Mar 17, 1998
Who does your digital identity belong to? Do you have the right to keep your identity private while you browse? Consider, in light of my email to Netscape's online community.
This note addresses two related but separate topics.
- When I signed up as a member of the Netscape Netcenter community, the system did not allow me to specify my email address. Rather, it obtained and posted an email address on its own. The address is correct, that is, it is a valid email address, however, it is an address I never use (I have about 5 email addresses).
What concerns me is that it got the *correct* email address for the account I am using. That shouldn't have happened.

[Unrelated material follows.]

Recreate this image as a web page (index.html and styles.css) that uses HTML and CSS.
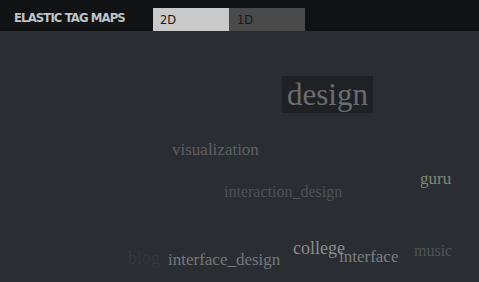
FILE: index.html
```html
<!DOCTYPE html>
<html lang="en">
<head>
    <meta charset="UTF-8">
    <title>Elastic Tag Maps</title>
    <link rel="stylesheet" href="styles.css">
</head>
<body>
    <div class="header">
        <div class="title">ELASTIC TAG MAPS</div>
        <div class="tabs">
            <div class="tab tab-active">2D</div>
            <div class="tab">1D</div>
        </div>
    </div>

    <div class="map">
        <span class="tag tag-focus" style="left: 282px; top: 45px; font-size: 31px;">design</span>
        <span class="tag" style="left: 172px; top: 110px; font-size: 17px; color: #5e6165;">visualization</span>
        <span class="tag" style="left: 224px; top: 153px; font-size: 16px; color: #4f5256;">interaction_design</span>
        <span class="tag" style="left: 420px; top: 139px; font-size: 17px; color: #7d8b73;">guru</span>
        <span class="tag" style="left: 128px; top: 218px; font-size: 18px; color: #35383c;">blog</span>
        <span class="tag" style="left: 168px; top: 220px; font-size: 17px; color: #75787c;">interface_design</span>
        <span class="tag" style="left: 293px; top: 208px; font-size: 18px; color: #8a8c8f;">college</span>
        <span class="tag" style="left: 339px; top: 217px; font-size: 17px; color: #7b7e81;">interface</span>
        <span class="tag" style="left: 414px; top: 212px; font-size: 16px; color: #505357;">music</span>
    </div>
</body>
</html>
```

FILE: styles.css
```css
html, body {
    margin: 0;
    height: 100%;
}
body {
    background-color: #2a2d32;
    font-family: 'DejaVu Sans', Arial, sans-serif;
    overflow: hidden;
}
.header {
    display: flex;
    align-items: flex-end;
    height: 31px;
    background-color: #111214;
}
.title {
    width: 139px;
    padding-left: 14px;
    padding-bottom: 6px;
    color: #bfc3c7;
    font-family: 'DejaVu Sans Condensed', 'DejaVu Sans', sans-serif;
    font-size: 13px;
    font-weight: bold;
    font-stretch: condensed;
    letter-spacing: -0.9px;
    line-height: 14px;
    white-space: nowrap;
}
.tabs {
    display: flex;
}
.tab {
    width: 68px;
    height: 23px;
    padding-left: 8px;
    background-color: #4a4a4b;
    color: #1a1a1a;
    font-size: 11.5px;
    line-height: 24px;
}
.tab-active {
    background-color: #c9c9c9;
    padding-left: 7px;
    width: 69px;
}
.map {
    position: relative;
    height: 251px;
}
.tag {
    position: absolute;
    font-family: 'Liberation Serif', 'Times New Roman', serif;
    line-height: 1;
    white-space: nowrap;
}
.tag-focus {
    padding: 3px 5px;
    background-color: #1f2124;
    color: #6a6d70;
}
```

I have set *all* my Netscape mail and news options to my other email identity. This includes my POP server and reply-to addresses, which are set to firstname.lastname@example.org
However, your system inferred (correctly) that the account I am using is in fact my email@example.com account. I can see how you could obtain my mb.sympatico.ca domain, however, you should not, according to the documentation I've seen, be able to obtain my userid. I have *never*, in my life, entered the sympatico address to any form, etc, so you're not getting it from a cookie or any static data on my browser. You must be obtaining it from my current ISP login information.
What I want to know is: how you did this. I run a Netscape Enterprise server myself and haven't seen any 'snoop on user id' features. So there's something else.
I am also concerned about privacy. My understanding of web browsing is that userids remain private, however, this very much dashes that assumption.
- My email address, as determined by your system, is now part of my userid. No problem, right? It's my account - just go in and change it.
Wrong. It turns out, in order to change it, I must obtain a digital certificate from Verisign in order to change my personal information.
One thing about this that troubles me is that nowhere was I told this *prior* to my signing on as a member. But let's let that go.
More significant is that I cannot change my own information without the intervention of a third party.
This raises concerns because, first, I know that Verisign is going to come back in six months asking for money, which I must pay, or otherwise they will toast my digital identity. I have refused to pay them in the past because I never cared. But now I've got something a little more significant going on here.
Moreover: if it's my identity, why can't I choose my own agency? I have no particular reason to trust verisign. However, all other things being equal, I'd rather employ a Canadian agency, subject to my country's provacy legislation.